Almost 20 years ago, I read an article in NewsWeek that made a significant impression on me. Because of today’s guest, I thought it would make a perfect resource.
It was a feature entitled The Puzzle Of Genius, written by Sharon Begley in the June 28, 1993 issue of Newsweek. I mention this because I will be quoting it frequently.
The essence of the article is this question: What is genius?
Is it intelligence? Knowledge? Education?
There are a lot of intelligent, knowledgeable, well-educated people in the world. Some of them may even be brilliant. But brilliance is not the same as genius.
Genius is diverse. There are philosophical geniuses, math geniuses, and physics geniuses. There are artistic geniuses, musical geniuses and literary geniuses.
And let’s not even get into so-called ‘idiot savants’; people with severe mental handicaps who nonetheless have seemingly impossible mental or artistic talents. Must we also call that a form of genius?
So, what is genius?
If we can’t define precisely what genius is, how then can we recognize it?
Genius is paradigm-shifting. Genius is seeing how the parts of a puzzle fit together, when other people didn’t even see the puzzle!
Genius is the perfect confluence of knowledge, intellect, curiosity, and experience, leavened by creativity, open-mindedness, and a willingness to explore the allegedly impossible. It’s also influenced by intangible things like talent or insight, and a little serendipity doesn’t hurt.
In his 1988 book “Scientific Genius,” Psychologist Dean Keith Simonton of the University of California/Davis suggests that geniuses are geniuses because they form more novel combinations than the merely talented. He says that “… In a loose sense, genius and chance become synonymous.”
Simonton calls this “the permutation of mental elements”–images, phrases, snippets of memory, abstract concepts, sounds, rhymes.
Intelligence fills the brain with more of these elements, giving the highly intelligent person a greater chance of forming novel combinations of ideas, images or symbols.
So … Can we create genius? Is it genetic? Environmental?
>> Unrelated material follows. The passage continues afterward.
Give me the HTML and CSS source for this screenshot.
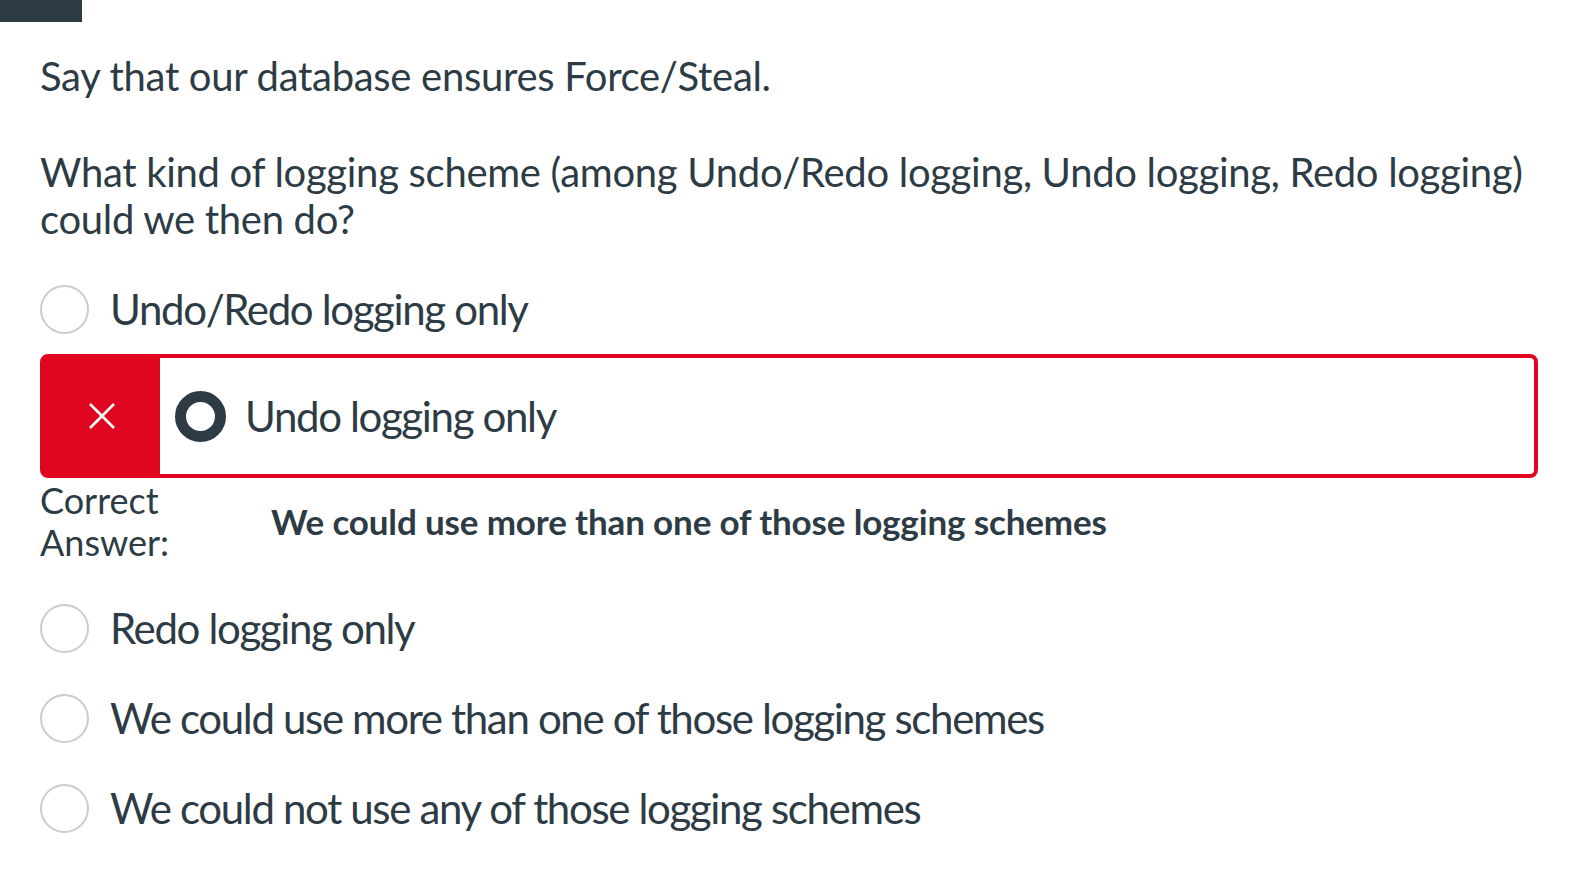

Biologically, the difference between being potentially average, brilliant or genius may be related to how the brain is physically wired. Also, environment can have some effect on brain development and future wiring. But there’s obviously more to it than that, or every over-stimulated baby would grow up to be a genius.
Personally, I think it’s education that helps tip native talent or or intelligence into genius. But not just education in the usual sense.
I’m talking about education in every sense. Everything we see, hear, and read. Every random idea, comment and happenstance.
Scientific genius is often marked by interests in unrelated fields, making novel combinations more likely. Gutenberg combined the mechanisms for producing playing cards, pressing wine and punching coins to create movable type. The computer punch card has roots in automated looms, which may trace THEIR roots back to music boxes and organs.
The common thread here and in many other cases is diversity of experience. Not only the willingness and ability to take ideas from one area of expertise and make improbable connections to other disciplines or industries. Also the diversity of experience to enable those connections.
Thus the importance of effective schools, free museums and zoos, a Liberal Arts general education, and the lifelong seeking of new knowledge and experience outside your comfort zone.